ABSTRACT: Active and intelligent packaging are intended to extend the shelf life or maintain or improve the conditions of packaged food, they can also interact with the consumer about the quality, nature or production history of the packed product. Active and Intelligent packaging solutions tackle the concept of sustainability and sustainable development in a variety of interesting ways, depending on where the interaction takes place in full packaging value chain. This article explains various sustainability aspects and benefits and challenges related to active and intelligent packaging.
STRESZCZENIE: Opakowania aktywne i inteligentne stosuje się dla wydłużenia czasu przydatności produktu do spożycia lub poprawy warunków przechowywania opakowanej żywności. Mogą być również dla konsumenta źródłem informacji dotyczących zapakowanego produktu: jego jakości, rodzaju lub etapów procesu logistycznego.

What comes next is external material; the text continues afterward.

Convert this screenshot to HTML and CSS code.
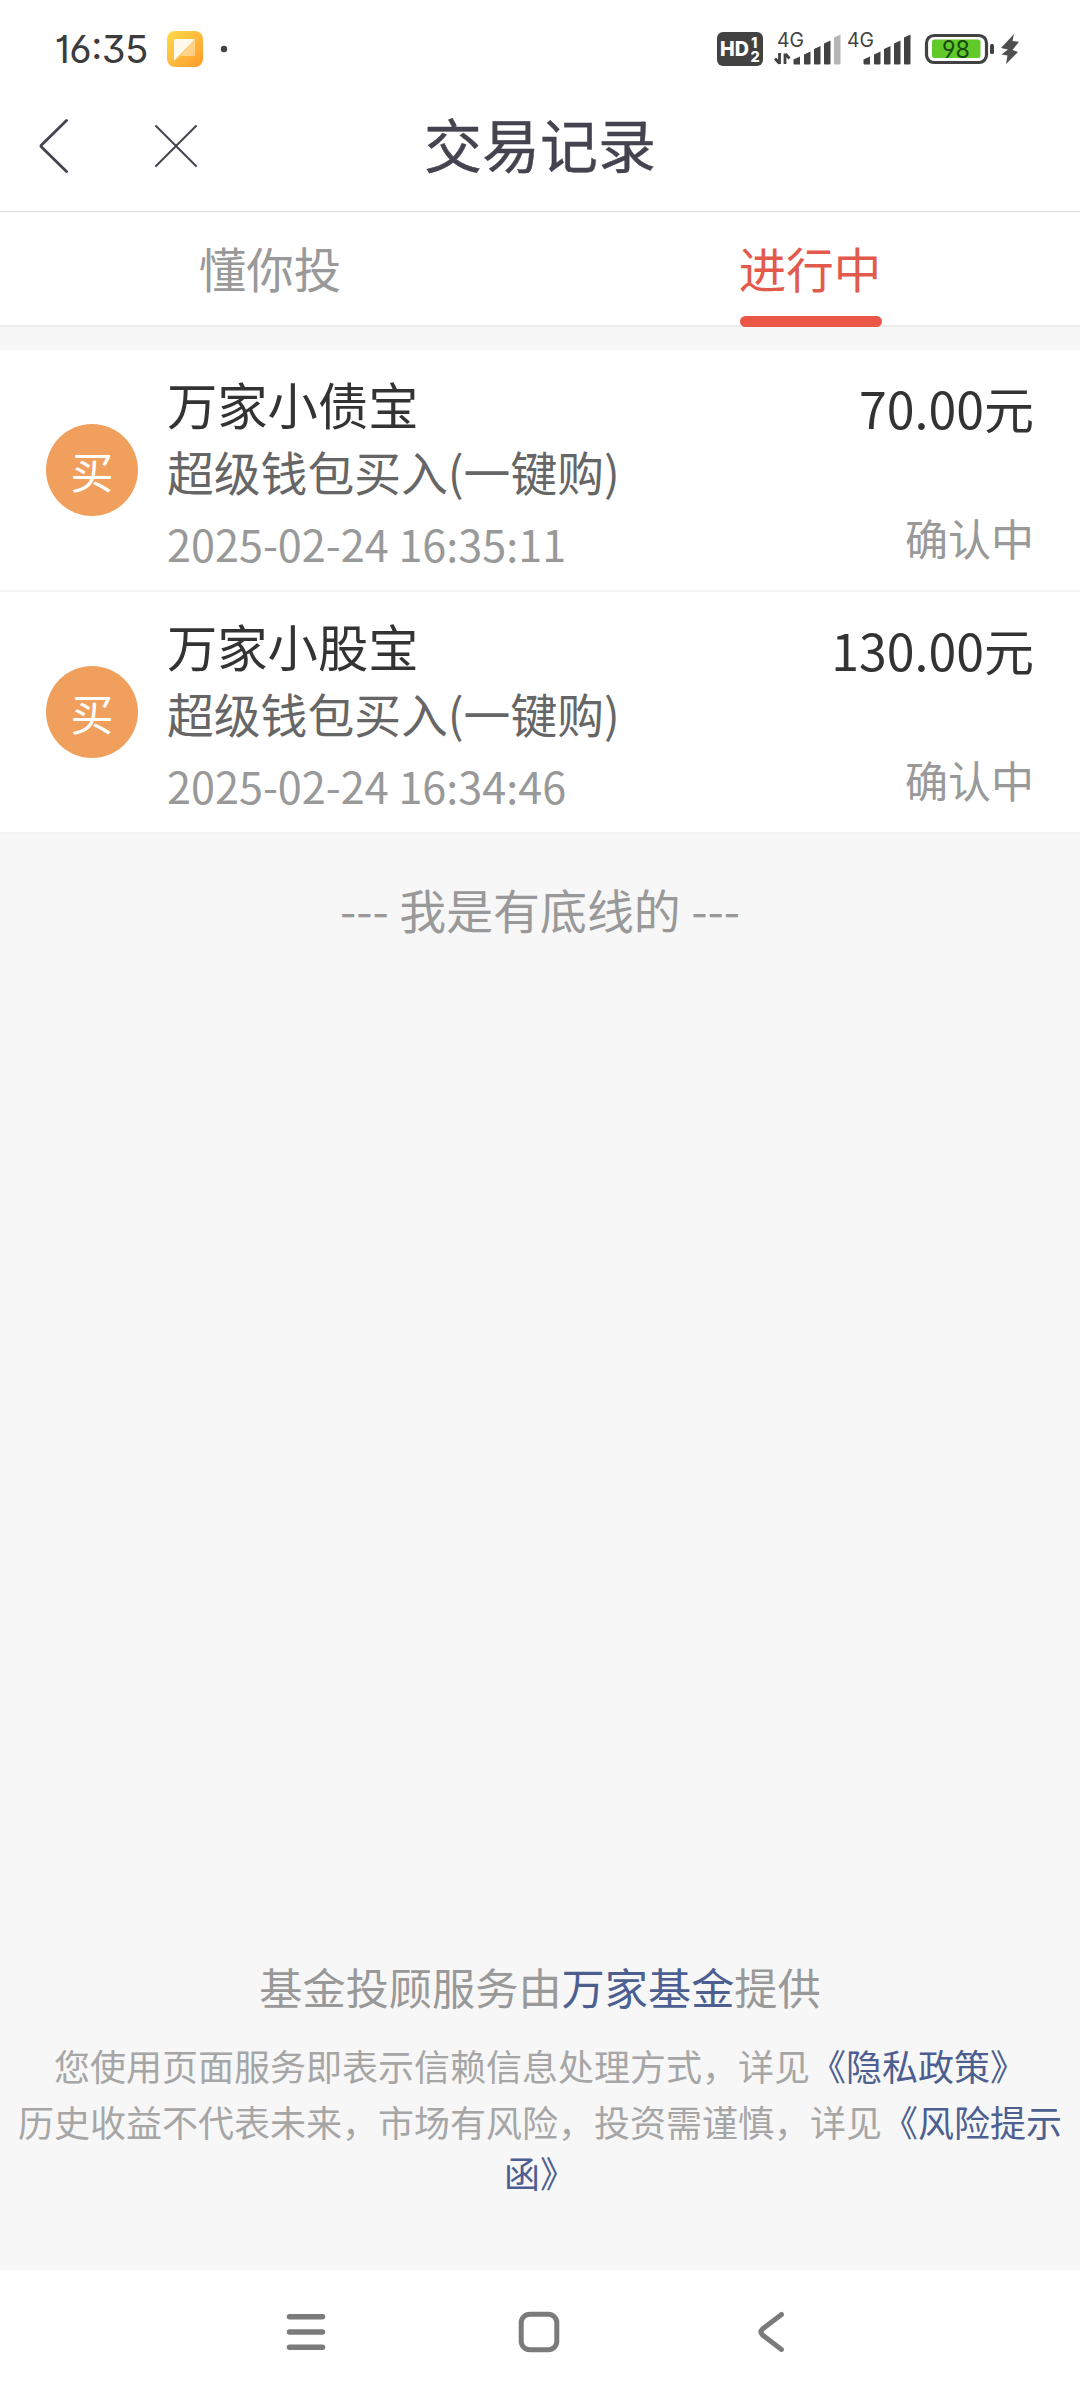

Aktywne i inteligentne rozwiązania opakowaniowe stanowią odpowiedź na problem zrównoważonego rozwoju, na rynku odnaleźć można wiele interesujących rozwiązań dotyczących poszczególnych etapów łańcucha wartości opakowania. W tekście omówiono praktyczne aspekty zrównoważonego rozwoju oraz wyzwania związane z opakowaniami aktywnymi i inteligentnymi.
Introduction
Traditional definition of sustainable development was developed by the Brundtland Commission in 1987. It states that sustainable development is a development that meets the needs of the present without compromising the ability of future generations to meet their own needs. Sustainable development comprises three elements – economic, social and environmental – which have to be considered in equal measure in a whole life cycle of given product, service or economic process.
Active and Intelligent packaging solutions tackle sustainability in a variety of interesting ways, depending on where the interaction takes place in full packaging value chain.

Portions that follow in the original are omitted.